Over-reported uses. The report notes that, in real life, women seldom defend themselves against rape with a gun, and yet the self-defense statistics showed they used guns to ward off rapists more often even than rapes or rape attempts happened.

The study also found that 466,000 Americans had defended themselves against robbery in 1994, a year of 1.3 million robberies. That’s way off. No law enforcement official will tell you seriously that victims pull out guns in 36 percent of robberies.

The study’s sample – 19 people! – was simply too small, and the likelihood of falsification, exaggeration and error was simply too high.

Need a real study. I believe that self-defense using a gun is rare, maybe 100,000 times a year. I’d like to know the real number, or something close to it, so we can compare honestly the benefits and risks of gun ownership. A reliable study should be done, and police reports should provide the data.

If police aren’t currently required to note on their uniform crime reports whether a firearm was used in self-defense, the report forms should be changed to require that information.

The more we know, the better.

Frank Warner

June 26, 2008

In Heller decision, Supreme Court knocks out ‘Swiss’ gun control

I’ve long thought it wise and fair to ban handguns, but require that every household (except conscientious objectors) have a rifle. This is what they do in Switzerland.

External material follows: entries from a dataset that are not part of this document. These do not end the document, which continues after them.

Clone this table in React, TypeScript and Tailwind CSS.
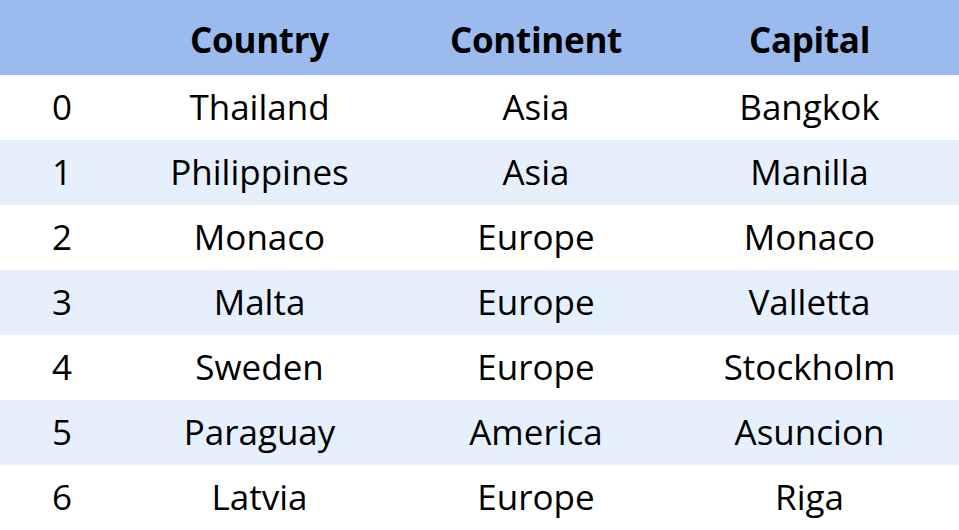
import React from "react";

const rows = [
  ["0", "Thailand", "Asia", "Bangkok"],
  ["1", "Philippines", "Asia", "Manilla"],
  ["2", "Monaco", "Europe", "Monaco"],
  ["3", "Malta", "Europe", "Valletta"],
  ["4", "Sweden", "Europe", "Stockholm"],
  ["5", "Paraguay", "America", "Asuncion"],
  ["6", "Latvia", "Europe", "Riga"],
];

export default function App() {
  return (
    <div
      className="w-[959px] h-[530px] bg-white text-black overflow-hidden"
      style={{ fontFamily: '"Open Sans", "Noto Sans", sans-serif' }}
    >
      <div className="grid grid-cols-[124px_271px_282px_265px] h-[75px] bg-[#9bbbef] items-center text-[35px] font-bold pt-[5px] tracking-[-0.3px]">
        <div></div>
        <div className="text-center">Country</div>
        <div className="text-center">Continent</div>
        <div className="text-center">Capital</div>
      </div>
      {rows.map((r, i) => (
        <div
          key={i}
          className={
            "grid grid-cols-[124px_271px_282px_265px] h-[65px] items-center text-[35px] " +
            (i % 2 === 1 ? "bg-[#e6f0fd]" : "bg-white")
          }
        >
          {r.map((c, j) => (
            <div key={j} className="text-center">
              {c}
            </div>
          ))}
        </div>
      ))}
    </div>
  );
}
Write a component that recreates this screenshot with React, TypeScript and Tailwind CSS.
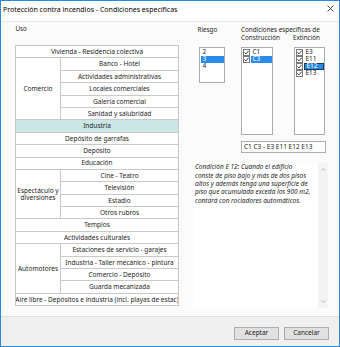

Well, the Supreme Court dumped that idea today.

In its 5-4 District of Columbia v. Heller decision, invalidating D.C.’s handgun ban, the court says specifically:

It is no answer to say, as petitioners do, that it is permissible to ban the possession of handguns so long as the possession of other firearms (i.e., long guns) is allowed. It is enough to note, as we have observed, that the American people have considered the handgun to be the quintessential self-defense weapon. There are many reasons that a citizen may prefer a handgun for home defense: It is easier to store in a location that is readily accessible in an emergency; it cannot easily be redirected or wrestled away by an attacker; it is easier to use for those without the upper-body strength to lift and aim a long gun; it can be pointed at a burglar with one hand while the other hand dials the police. Whatever the reason, handguns are the most popular weapon chosen by Americans for self-defense in the home, and a complete prohibition of their use is invalid.

Undefined limits. Is that a legal ruling, or a commercial advertisement for handguns? For every “reason” to prefer a handgun, there is at least an equal danger in keeping one. But that is the whole debate, isn’t it?

In any case, that scuttles the Swiss compromise for us. In the majority opinion, Justice Antonin Scalia wrote that there is a limit to the right to keep and bear arms, but other than saying felons and loons can’t have a gun, he does not spell out that limit.

I suppose we should be content the Supreme Court didn’t rule, at least not clearly, that, considering what the Founders meant in the Constitution, private citizens have the right to keep everything from handguns to battleships.